Регулярно церковь посещают около 80 прихожан, в праздники много больше,
многие крестятся и венчаются, «сочувствующие» — почти все Муромцево.

— Они просто так в церковь ходят, это одно, а как на исповедь начинают ходить, так совсем все по-другому становится. И люди изменяются. С молодежью,
конечно, непросто. Вечером выйдите в центр Муромцева — они там собираются,
матерятся, пьяные, наркотики появляются. Но все равно люди понемногу начинают
что-то понимать, совершенно разные люди к вере тянутся все больше да больше.
Они могут даже и не быть верующими в полном смысле, а вот что-то случается
в судьбе, приходят впервые, поговорить просто, что-то для себя прояснить. Это заметный процесс. И молодые тоже приходят.

Недалеко от Омска, на левом берегу Иртыша одна матушка игуменья, пожилая
уже, монастырь создает. Собирает со всей области бомжей, пьяниц, моет их, одевает, к работе приучает. Она сама все своими руками делает, у нее руки как у мужика здорового, вот такие руки.

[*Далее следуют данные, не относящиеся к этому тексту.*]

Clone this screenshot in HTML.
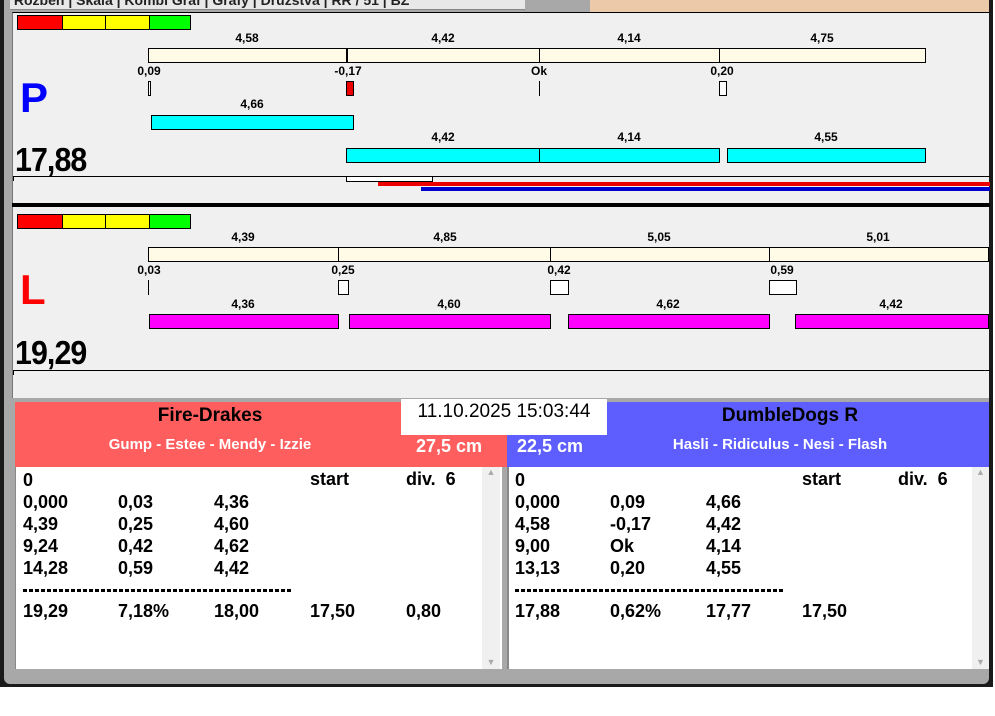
<!DOCTYPE html>
<html><head><style>
*{margin:0;padding:0;box-sizing:border-box}
body{width:995px;height:716px;background:#fff;position:relative;overflow:hidden;font-family:"Liberation Sans",Arial,sans-serif;font-weight:bold;color:#000}
.a{position:absolute}
.t{position:absolute;font-size:12px;transform:translateX(-50%);white-space:nowrap}
.bar{position:absolute;border:1px solid #000}
.lst{position:absolute;font-size:18px;white-space:nowrap}
.big{position:absolute;font-size:33px;transform:scaleX(0.92);transform-origin:left top;letter-spacing:-1px}
</style></head><body>
<div class="a" style="left:0;top:0;width:993px;height:687px;background:#1a1a1a"></div>
<div class="a" style="left:4px;top:0;width:985px;height:684px;background:#a8a8a8;border-radius:0 0 6px 6px"></div>
<div class="a" style="left:590px;top:0;width:399px;height:12px;background:#ecc9a8"></div>
<div class="a" style="left:10px;top:0;width:515px;height:10px;background:#e8e8e8;border-bottom:1px solid #888"></div>
<div class="a" style="left:10px;top:0;width:515px;height:10px;font-size:14px;line-height:0px;color:#222;font-weight:bold;overflow:hidden">&nbsp;Rozbeh | Skala | Kombi Graf | Grafy | Druzstva | RR / 51 | BZ</div>
<div class="a" style="left:12px;top:12px;width:977px;height:386px;background:#f0f0f0;border-top:1px solid #000;border-left:1px solid #777"></div>
<div class="a" style="left:17px;top:15px;width:174px;height:15px;border:1px solid #000;background:linear-gradient(90deg,#f00 0 44px,#000 44px 45px,#ff0 45px 87px,#000 87px 88px,#ff0 88px 131px,#000 131px 132px,#0f0 132px)"></div>
<div class="t" style="left:247px;top:31px">4,58</div>
<div class="t" style="left:443px;top:31px">4,42</div>
<div class="t" style="left:629px;top:31px">4,14</div>
<div class="t" style="left:822px;top:31px">4,75</div>
<div class="bar" style="left:148px;top:48px;width:778px;height:15px;background:#fffbe6"></div>
<div class="a" style="left:346px;top:48px;width:2px;height:15px;background:#000"></div>
<div class="a" style="left:539px;top:48px;width:1px;height:15px;background:#000"></div>
<div class="a" style="left:719px;top:48px;width:1px;height:15px;background:#000"></div>
<div class="t" style="left:149px;top:64px">0,09</div>
<div class="t" style="left:348px;top:64px">-0,17</div>
<div class="t" style="left:539px;top:64px">Ok</div>
<div class="t" style="left:722px;top:64px">0,20</div>
<div class="bar" style="left:148px;top:81px;width:3px;height:15px;background:#fff"></div>
<div class="bar" style="left:346px;top:81px;width:8px;height:15px;background:#e00"></div>
<div class="a" style="left:539px;top:81px;width:1px;height:15px;background:#000"></div>
<div class="bar" style="left:719px;top:81px;width:8px;height:15px;background:#fff"></div>
<div class="a" style="left:20px;top:74px;font-size:42px;color:#00f">P</div>
<div class="t" style="left:252px;top:97px">4,66</div>
<div class="bar" style="left:151px;top:115px;width:203px;height:15px;background:#0ff"></div>
<div class="t" style="left:443px;top:130px">4,42</div>
<div class="t" style="left:629px;top:130px">4,14</div>
<div class="t" style="left:826px;top:130px">4,55</div>
<div class="bar" style="left:346px;top:148px;width:374px;height:15px;background:#0ff"></div>
<div class="a" style="left:539px;top:148px;width:1px;height:15px;background:#000"></div>
<div class="bar" style="left:727px;top:148px;width:199px;height:15px;background:#0ff"></div>
<div class="big" style="left:15px;top:141px">17,88</div>
<div class="a" style="left:13px;top:176px;width:977px;height:1px;background:#000"></div>
<div class="a" style="left:13px;top:176px;width:1px;height:5px;background:#000"></div>
<div class="bar" style="left:346px;top:176px;width:87px;height:6px;background:#fff"></div>
<div class="a" style="left:378px;top:182px;width:612px;height:4px;background:#e00"></div>
<div class="a" style="left:421px;top:187px;width:569px;height:4px;background:#00c"></div>
<div class="a" style="left:12px;top:203px;width:978px;height:4px;background:#000"></div>
<div class="a" style="left:17px;top:214px;width:174px;height:15px;border:1px solid #000;background:linear-gradient(90deg,#f00 0 44px,#000 44px 45px,#ff0 45px 87px,#000 87px 88px,#ff0 88px 131px,#000 131px 132px,#0f0 132px)"></div>
<div class="t" style="left:243px;top:230px">4,39</div>
<div class="t" style="left:445px;top:230px">4,85</div>
<div class="t" style="left:659px;top:230px">5,05</div>
<div class="t" style="left:878px;top:230px">5,01</div>
<div class="bar" style="left:148px;top:247px;width:841px;height:15px;background:#fffbe6"></div>
<div class="a" style="left:338px;top:247px;width:1px;height:15px;background:#000"></div>
<div class="a" style="left:550px;top:247px;width:1px;height:15px;background:#000"></div>
<div class="a" style="left:769px;top:247px;width:1px;height:15px;background:#000"></div>
<div class="t" style="left:149px;top:263px">0,03</div>
<div class="t" style="left:343px;top:263px">0,25</div>
<div class="t" style="left:559px;top:263px">0,42</div>
<div class="t" style="left:782px;top:263px">0,59</div>
<div class="a" style="left:148px;top:280px;width:1px;height:15px;background:#000"></div>
<div class="bar" style="left:338px;top:280px;width:11px;height:15px;background:#fff"></div>
<div class="bar" style="left:550px;top:280px;width:19px;height:15px;background:#fff"></div>
<div class="bar" style="left:769px;top:280px;width:28px;height:15px;background:#fff"></div>
<div class="a" style="left:20px;top:266px;font-size:42px;color:#f00">L</div>
<div class="t" style="left:243px;top:297px">4,36</div>
<div class="t" style="left:449px;top:297px">4,60</div>
<div class="t" style="left:668px;top:297px">4,62</div>
<div class="t" style="left:891px;top:297px">4,42</div>
<div class="bar" style="left:149px;top:314px;width:190px;height:15px;background:#f0f"></div>
<div class="bar" style="left:349px;top:314px;width:202px;height:15px;background:#f0f"></div>
<div class="bar" style="left:568px;top:314px;width:202px;height:15px;background:#f0f"></div>
<div class="bar" style="left:795px;top:314px;width:194px;height:15px;background:#f0f"></div>
<div class="big" style="left:15px;top:334px">19,29</div>
<div class="a" style="left:13px;top:370px;width:977px;height:1px;background:#000"></div>
<div class="a" style="left:13px;top:370px;width:1px;height:5px;background:#000"></div>
<div class="a" style="left:15px;top:402px;width:492px;height:65px;background:#ff5e5e"></div>
<div class="a" style="left:507px;top:402px;width:482px;height:65px;background:#5e5eff"></div>
<div class="a" style="left:15px;top:405px;width:390px;text-align:center;font-size:19px">Fire-Drakes</div>
<div class="a" style="left:15px;top:436px;width:390px;text-align:center;font-size:15px;color:#fff">Gump - Estee - Mendy - Izzie</div>
<div class="a" style="left:416px;top:436px;font-size:18px;color:#fff">27,5 cm</div>
<div class="a" style="left:517px;top:436px;font-size:18px;color:#fff">22,5 cm</div>
<div class="a" style="left:610px;top:405px;width:360px;text-align:center;font-size:19px">DumbleDogs R</div>
<div class="a" style="left:610px;top:436px;width:340px;text-align:center;font-size:15px;color:#fff">Hasli - Ridiculus - Nesi - Flash</div>
<div class="a" style="left:401px;top:399px;width:206px;height:36px;background:#fff;font-weight:normal;font-size:19px;text-align:center;padding-top:2px">11.10.2025 15:03:44</div>
<div class="a" style="left:15px;top:467px;width:487px;height:202px;background:#fff;border-left:1px solid #888"></div>
<div class="a" style="left:482px;top:467px;width:18px;height:202px;background:#f0f0f0;font-size:9px;color:#aaa;text-align:center">▲<div style="position:absolute;bottom:2px;width:18px">▼</div></div>
<div class="a" style="left:507px;top:467px;width:482px;height:202px;background:#fff;border-left:2px solid #888"></div>
<div class="a" style="left:972px;top:467px;width:17px;height:202px;background:#f0f0f0;font-size:9px;color:#aaa;text-align:center">▲<div style="position:absolute;bottom:2px;width:17px">▼</div></div>
<div class="lst" style="left:23px;top:469px;line-height:22px">0<br>0,000<br>4,39<br>9,24<br>14,28</div>
<div class="lst" style="left:118px;top:491px;line-height:22px">0,03<br>0,25<br>0,42<br>0,59</div>
<div class="lst" style="left:214px;top:491px;line-height:22px">4,36<br>4,60<br>4,62<br>4,42</div>
<div class="lst" style="left:310px;top:469px">start</div>
<div class="lst" style="left:406px;top:469px">div.&nbsp; 6</div>
<div class="a" style="left:23px;top:589px;width:270px;height:3px;background:repeating-linear-gradient(90deg,#000 0 4px,transparent 4px 6px)"></div>
<div class="lst" style="left:23px;top:601px">19,29</div>
<div class="lst" style="left:118px;top:601px">7,18%</div>
<div class="lst" style="left:214px;top:601px">18,00</div>
<div class="lst" style="left:310px;top:601px">17,50</div>
<div class="lst" style="left:406px;top:601px">0,80</div>
<div class="lst" style="left:515px;top:469px;line-height:22px">0<br>0,000<br>4,58<br>9,00<br>13,13</div>
<div class="lst" style="left:610px;top:491px;line-height:22px">0,09<br>-0,17<br>Ok<br>0,20</div>
<div class="lst" style="left:706px;top:491px;line-height:22px">4,66<br>4,42<br>4,14<br>4,55</div>
<div class="lst" style="left:802px;top:469px">start</div>
<div class="lst" style="left:898px;top:469px">div.&nbsp; 6</div>
<div class="a" style="left:515px;top:589px;width:270px;height:3px;background:repeating-linear-gradient(90deg,#000 0 4px,transparent 4px 6px)"></div>
<div class="lst" style="left:515px;top:601px">17,88</div>
<div class="lst" style="left:610px;top:601px">0,62%</div>
<div class="lst" style="left:706px;top:601px">17,77</div>
<div class="lst" style="left:802px;top:601px">17,50</div>
</body></html>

Приходится и с баптистами общаться, у нас хорошие отношения, но проповедники их, они ж к нам в Россию как к диким народам приезжают, будто нет у нас за
спиной тысячи лет православия, учить начинают непонятно чему и зачем, да еще и
обязательно православных — нет бы неверующих. И довольно навязчиво порой это
делают.

Летом 1992 года в Омск прибыла ученица Бабаджи[1], подданная Германии
Раджни (Расма Розитис). Она получила задание найти на сибирских просторах
и возродить храм Ханумана, который по представлениям бабаджитов в предыдущем Золотом веке был духовным центром мира. Поиски привели ее в деревню
Окунево, окрестности которой и были признаны территорией, где некогда располагался храм. Несколько лет Раджни прожила в деревне, ежедневно проводя
ведические и йогические ритуалы. Вокруг стали собираться местные жители, появились поклонники различных мистических учений и медитативных техник,
уфологи не только из Омска, но также из Москвы, других городов России, из-за
рубежа. Сложилась небольшая бабаджитская коммуна, официально зарегистрированная как религиозная община «Омкар Шива Дхам». Для своего ашрама бабаджиты купили в Окуневе несколько изб, одеваются в индийские одежды, поют
гимны. Поставили жертвенник в виде чаши, на которой вылеплены женский
и мужской (его окуневцы неоднократно обламывали) детородные органы.
На жертвенник возлагают фрукты, овощи. Несколько человек, в частности одна
девушка из Москвы, поначалу тихая и разумная, после посещения ашрама заболели психически. В 1993 году, чтобы дать отпор бабаджитам, в Окунево приезжал
омский митрополит Феодосий.

— Некоторые из них становятся злыми, агрессивными. Пару лет назад прокатилась волна самоубийств в нашем районе, молодые мужчины в основном кончали с собой… почему? Там еще несколько староверов есть, так они рядом с этим жертвенником на Татарском увале свою часовню построили. Наш православный епископ из
города приезжает туда, так мы крестным ходом вокруг ходим. Вот так и живем.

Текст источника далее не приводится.